The Herald can reveal that one of the arrested men is a 42-year-old man who is one of the country's most prominent dissident republicans.

He has previously been cleared of IRA membership charges, and was heavily involved with the Continuity IRA.

The suspect previously served a lengthy sentence for possession of firearms, and it is suspected that some of his associates were involved in the murder of veteran criminal Eamon Kelly in December 2012.

It is now suspected the arrested man is involved with the 'New IRA', the organisation which claimed responsibility for the van bomb attack that led to the murder of prison officer Adrian Ismay in Belfast last month.

In the aftermath of that incident, the PSNI warned that dissident republicans are intent on killing security force members to mark the upcoming centenary of the 1916 Easter Rising.

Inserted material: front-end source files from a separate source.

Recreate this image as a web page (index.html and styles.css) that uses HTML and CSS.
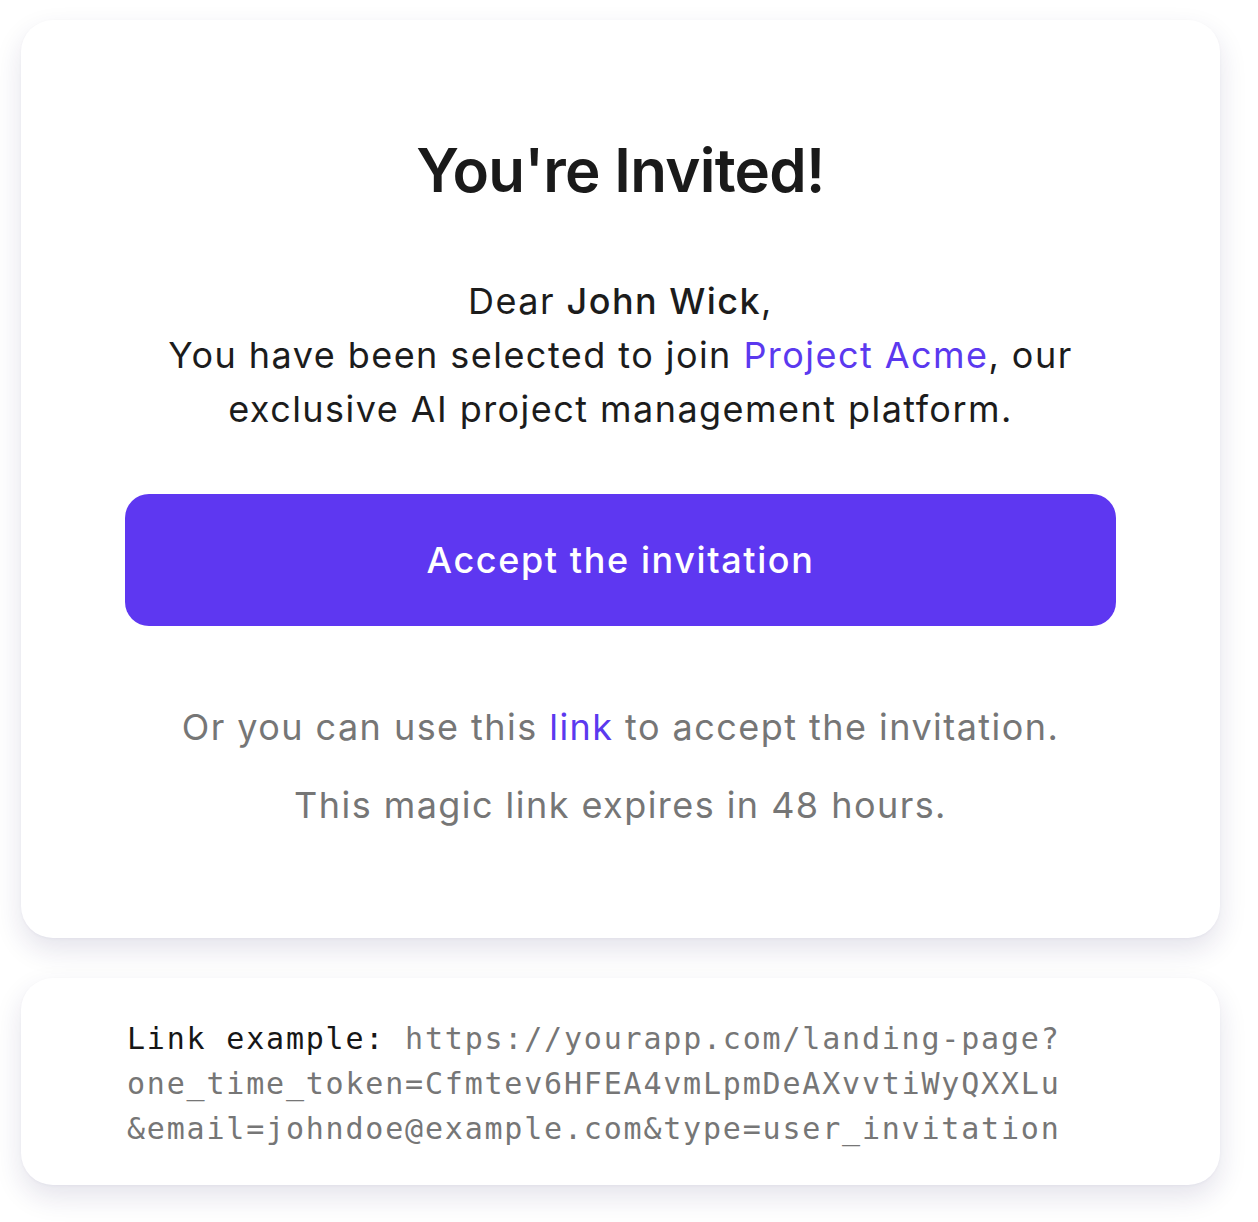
FILE: index.html
```html
<!DOCTYPE html>
<html lang="en">
<head>
    <meta charset="UTF-8">
    <meta name="viewport" content="width=device-width, initial-scale=1.0">
    <title>You're Invited!</title>
    <link rel="stylesheet" href="styles.css">
</head>
<body>
    <div class="page">
        <div class="card invite">
            <h1>You're Invited!</h1>
            <p class="message">
                Dear <strong>John Wick</strong>,<br>
                You have been selected to join <a href="#">Project Acme</a>, our exclusive AI project management platform.
            </p>
            <a class="accept-btn" href="#">Accept the invitation</a>
            <p class="note">Or you can use this <a href="#">link</a> to accept the invitation.</p>
            <p class="note">This magic link expires in 48 hours.</p>
        </div>
        <div class="card example">
            <code><span class="label">Link example:</span> https://yourapp.com/landing-page?<br>one_time_token=Cfmtev6HFEA4vmLpmDeAXvvtiWyQXXLu<br>&amp;email=johndoe@example.com&amp;type=user_invitation</code>
        </div>
    </div>
</body>
</html>
```

FILE: styles.css
```css
body {
    font-family: Inter, "Noto Sans", sans-serif;
    background-color: #fff;
    color: #1c1c1c;
    margin: 0;
    padding: 0;
}
.page {
    width: 1199px;
    padding: 20px 0 37px 21px;
    display: flex;
    flex-direction: column;
    gap: 40px;
}
.card {
    background-color: #fff;
    border-radius: 32px;
    box-shadow: 0 12px 28px rgba(36, 28, 90, 0.12), 0 1px 3px rgba(36, 28, 90, 0.04);
}
a {
    text-decoration: none;
    color: #5b39ef;
}
.invite {
    padding: 114px 104px 106px;
    text-align: center;
}
h1 {
    margin: 0;
    font-size: 60px;
    line-height: 72px;
    font-weight: 600;
    letter-spacing: -0.7px;
    color: #1a1a1a;
}
.message {
    margin: 68px 0 0;
    font-size: 36px;
    line-height: 54px;
    letter-spacing: 1.45px;
}
.message strong {
    font-weight: 500;
}
.accept-btn {
    display: flex;
    align-items: center;
    justify-content: center;
    margin-top: 58px;
    height: 132px;
    border-radius: 24px;
    background-color: #5e37f1;
    color: #fff;
    font-size: 36px;
    font-weight: 500;
    letter-spacing: 1.6px;
}
.note {
    margin: 24px 0 0;
    font-size: 36px;
    line-height: 54px;
    letter-spacing: 1.45px;
    color: #767676;
}
.accept-btn + .note {
    margin-top: 74px;
}
.example {
    padding: 38px 104px 34px 106px;
}
.example code {
    display: block;
    font-family: "DejaVu Sans Mono", "Liberation Mono", monospace;
    font-size: 30px;
    line-height: 45px;
    letter-spacing: 1.8px;
    color: #767676;
}
.example .label {
    color: #161616;
}
```
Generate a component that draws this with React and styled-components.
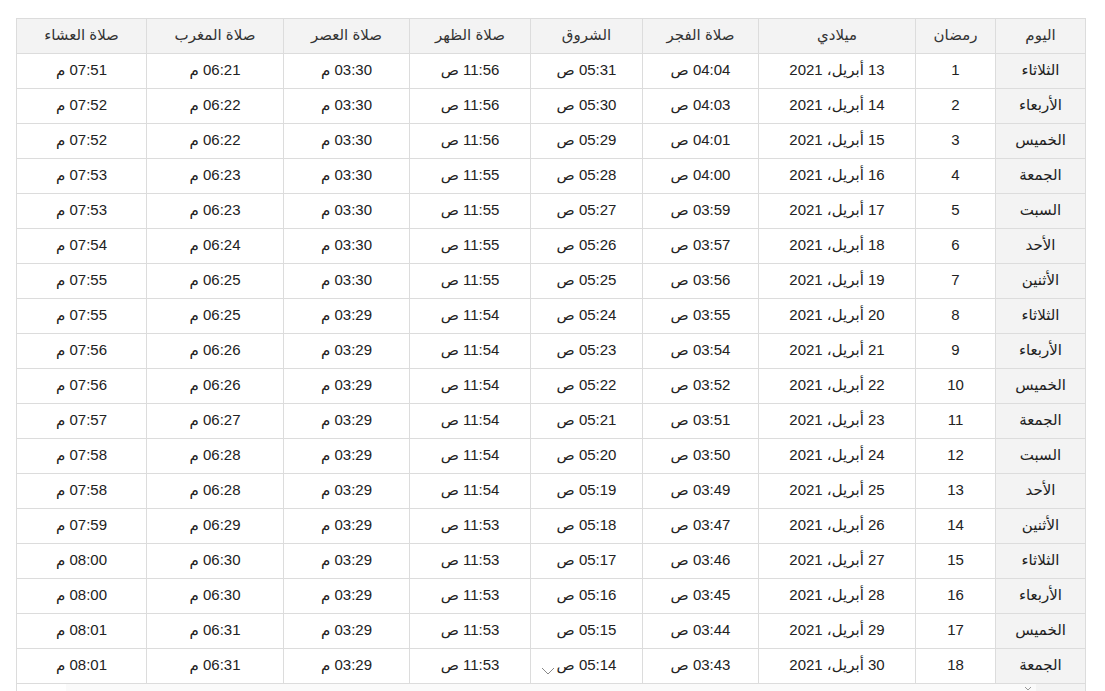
import styled, { createGlobalStyle } from "styled-components"

const GlobalStyle = createGlobalStyle`
    html, body {
        margin: 0;
        padding: 0;
        background: #fff;
        overflow: hidden;
    }
    body {
        font-family: "Liberation Sans", "DejaVu Sans", Arial, sans-serif;
        color: #333;
    }
`

const days = ["الثلاثاء", "الأربعاء", "الخميس", "الجمعة", "السبت", "الأحد", "الأثنين"]
const fajr = ["04:04", "04:03", "04:01", "04:00", "03:59", "03:57", "03:56", "03:55", "03:54", "03:52", "03:51", "03:50", "03:49", "03:47", "03:46", "03:45", "03:44", "03:43"]
const maghrib = ["06:21", "06:22", "06:22", "06:23", "06:23", "06:24", "06:25", "06:25", "06:26", "06:26", "06:27", "06:28", "06:28", "06:29", "06:30", "06:30", "06:31", "06:31"]
const isha = ["07:51", "07:52", "07:52", "07:53", "07:53", "07:54", "07:55", "07:55", "07:56", "07:56", "07:57", "07:58", "07:58", "07:59", "08:00", "08:00", "08:01", "08:01"]

// builds the 18 rows of the month table
const rows = fajr.map((f, i) => {
    const n = i + 1
    const dhuhr = n <= 3 ? "11:56" : n <= 7 ? "11:55" : n <= 13 ? "11:54" : "11:53"
    return {
        day: days[i % 7],
        ramadan: n,
        date: `${12 + n} أبريل، 2021`,
        fajr: `${f} ص`,
        sunrise: `05:${String(32 - n).padStart(2, "0")} ص`,
        dhuhr: `${dhuhr} ص`,
        asr: n <= 7 ? "03:30 م" : "03:29 م",
        maghrib: `${maghrib[i]} م`,
        isha: `${isha[i]} م`,
    }
})

const headers = ["اليوم", "رمضان", "ميلادي", "صلاة الفجر", "الشروق", "صلاة الظهر", "صلاة العصر", "صلاة المغرب", "صلاة العشاء"]
const widths = [90, 80, 157, 116, 112, 121, 126, 137, 130]

const App = () => {
    return <>
        <GlobalStyle />
        <Page>
            <Table dir="rtl">
                <colgroup>
                    {widths.map((w, i) => <col key={i} style={{ width: w }} />)}
                </colgroup>
                <thead>
                    <tr>
                        {headers.map(h => <Th key={h}>{h}</Th>)}
                    </tr>
                </thead>
                <tbody>
                    {rows.map(r => <tr key={r.ramadan}>
                        <Td $shaded>{r.day}</Td>
                        <Td>{r.ramadan}</Td>
                        <Td>{r.date}</Td>
                        <Td>{r.fajr}</Td>
                        <Td>{r.sunrise}</Td>
                        <Td>{r.dhuhr}</Td>
                        <Td>{r.asr}</Td>
                        <Td>{r.maghrib}</Td>
                        <Td>{r.isha}</Td>
                    </tr>)}
                    <tr>
                        <Td $shaded></Td>
                        {widths.slice(1).map((w, i) => <Td key={i}></Td>)}
                    </tr>
                </tbody>
            </Table>
            <ScrollHint>
                <Chevron width="8" height="5" viewBox="0 0 8 5" style={{ right: 4, top: 2 }}>
                    <path d="M1 1 L4 4 L7 1" fill="none" stroke="#999" strokeWidth="1" />
                </Chevron>
            </ScrollHint>
            <Chevron width="14" height="8" viewBox="0 0 14 8" style={{ left: 541, top: 667 }}>
                <path d="M1 1 L7 7 L13 1" fill="none" stroke="#888" strokeWidth="1" />
            </Chevron>
        </Page>
    </>
}

const Page = styled.div`
    position: relative;
    height: 691px;
    padding: 18px 20px 0 16px;
    box-sizing: border-box;
`
const Table = styled.table`
    width: 1069px;
    table-layout: fixed;
    border-collapse: collapse;
    font-size: 15px;
`
const Th = styled.th`
    height: 31px;
    padding: 0 6px 3px;
    background: #f3f3f3;
    border: 1px solid #dcdcdc;
    font-weight: normal;
    color: #333;
    text-align: center;
    vertical-align: middle;
    white-space: nowrap;
`
const Td = styled.td`
    height: 31px;
    padding: 0 6px 3px;
    background: ${p => p.$shaded ? "#f3f3f3" : "#fff"};
    border: 1px solid #dcdcdc;
    color: #222;
    text-align: center;
    vertical-align: middle;
    white-space: nowrap;
`
const ScrollHint = styled.div`
    position: absolute;
    left: 66px;
    top: 684px;
    width: 970px;
    height: 10px;
    background: #fafafa;
`
const Chevron = styled.svg`
    position: absolute;
`

export default App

PSNI Assistant Chief Constable Stephen Martin said while the terror threat level in the North has been categorised as "severe" for a number of years he was now describing it as "the upper end of severe".

"I believe there are people within dissident republican groupings who want to mark this centenary by killing police officers, prison officers and soldiers," he said.

Earlier this week, the Herald revealed that gardai made two "highly significant" arrests and seized €10,000 in cash as part of a major surveillance operation against 'The New IRA' last Friday in Co Louth.

The so-called New IRA is a small but deadly organisation which has also been linked to separate killings of another prison officer and a policeman.

Its members are said to be drawn from Omagh, Coalisland and the Toomebridge and Ballyronan areas along the shore of Lough Neagh, as well as areas in Monaghan and Louth.

Senior officers on both sides of the border have concerns dissidents may be planning attacks to mark the centenary this year of the Easter Rising.